Recursive transfer of files (transferring a directory) is not supported with the gfal-copy command. For this purpose you may use globus-url-copy.

Tip

Need more examples? See gfal Grid documentation and globus Grid documentation

3.2.2.2.3. Grid data processing

Below we show an example for I/O intensive applications.

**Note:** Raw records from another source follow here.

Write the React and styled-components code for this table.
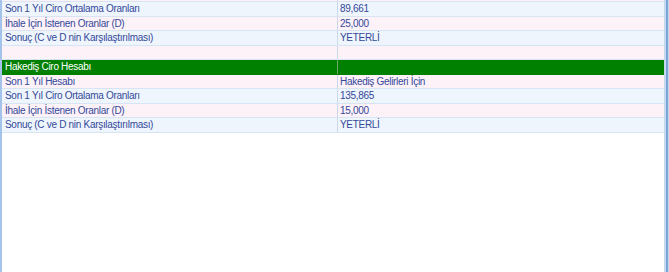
import React from "react";
import styled, { createGlobalStyle } from "styled-components";

const GlobalStyle = createGlobalStyle`
  html, body {
    margin: 0;
    padding: 0;
    background: #ffffff;
  }
  #root {
    height: 272px;
  }
`;

const rows = [
  { type: "pink", label: "", value: "" },
  { type: "blue", label: "Son 1 Yıl Ciro Ortalama Oranları", value: "89,661" },
  { type: "pink", label: "İhale İçin İstenen Oranlar (D)", value: "25,000" },
  { type: "blue", label: "Sonuç (C ve D nin Karşılaştırılması)", value: "YETERLİ" },
  { type: "pink", label: "", value: "" },
  { type: "green", label: "Hakediş Ciro Hesabı", value: "" },
  { type: "pink", label: "Son 1 Yıl Hesabı", value: "Hakediş Gelirleri İçin" },
  { type: "blue", label: "Son 1 Yıl Ciro Ortalama Oranları", value: "135,865" },
  { type: "pink", label: "İhale İçin İstenen Oranlar (D)", value: "15,000" },
  { type: "blue", label: "Sonuç (C ve D nin Karşılaştırılması)", value: "YETERLİ" },
];

const backgrounds = {
  blue: "#eef5fd",
  pink: "#fcf2f8",
  green: "#008000",
};

const App = () => {
  return (
    <>
      <GlobalStyle />
      <Page>
        <Grid>
          <Table>
            {rows.map((row, i) => (
              <Row key={i} $type={row.type}>
                <LabelCell $type={row.type}>{row.label}</LabelCell>
                <ValueCell $type={row.type}>{row.value}</ValueCell>
              </Row>
            ))}
          </Table>
        </Grid>
        <Frame />
      </Page>
    </>
  );
};

export default App;

const Page = styled.div`
  display: flex;
  height: 272px;
  width: 669px;
`;

const Grid = styled.div`
  flex: 1;
  border-left: 2px solid #a3c3ea;
  background: #ffffff;
  overflow: hidden;
`;

const Table = styled.div`
  margin-top: -12.5px;
  display: flex;
  flex-direction: column;
`;

const Row = styled.div`
  display: grid;
  grid-template-columns: 336px 1fr;
  height: 14.5px;
  box-sizing: border-box;
  background: ${({ $type }) => backgrounds[$type]};
  border-bottom: 1px solid ${({ $type }) => ($type === "green" ? "#008000" : "#d6e4f4")};
  font-family: "Liberation Sans", Arial, sans-serif;
  font-size: 10px;
  letter-spacing: -0.3px;
  line-height: 13.5px;
  color: ${({ $type }) => ($type === "green" ? "#ffffff" : "#34489a")};
`;

const LabelCell = styled.div`
  padding-left: 3px;
  border-right: 1px solid ${({ $type }) => ($type === "green" ? "#6aa86a" : "#c9d9eb")};
  white-space: nowrap;
  overflow: hidden;
`;

const ValueCell = styled.div`
  padding-left: 2px;
  white-space: nowrap;
  overflow: hidden;
`;

const Frame = styled.div`
  width: 2px;
  background: #7aa3d6;
  border-left: 2px solid #c4d8f0;
  border-right: 1px solid #c4d8f0;
`;
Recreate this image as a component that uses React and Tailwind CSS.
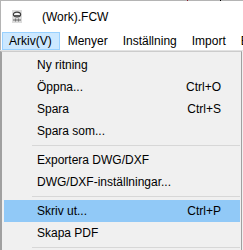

In this example you submit a job on Spider that performs the following steps:

  • Creates a runtime directory on local scratch (or $TMPDIR)

  • Retrieves the input data from dCache

  • Runs the analysis

  • Stores the output data on dCache

Here is a job script template for local scratch usage;

#!/bin/bash
#SBATCH -N 1      #request 1 node
#SBATCH -c 1      #request 1 core and 8GB RAM
#SBATCH -t 5:00   #request 5 minutes jobs slot

mkdir "$TMPDIR"/myanalysis
cd "$TMPDIR"/myanalysis
gfal-copy gsiftp://gridftp.grid.sara.nl:2811/pnfs/grid.sara.nl/data/path-to-your-data/your-data.tar file:///`pwd`/your-data.tar

# = Run you analysis here =

#when done, copy the output to dCache
tar cf output.tar output/
gfal-copy file:///`pwd`/output.tar gsiftp://gridftp.grid.sara.nl:2811/pnfs/grid.sara.nl/data/path-to-your-data/output.tar
echo "SUCCESS"
exit 0

Please note that in the above example, it is assumed that the data is present on the disk storage on dCache. If the data is stored on Tape, it may need to be copied to disk first (called as staging).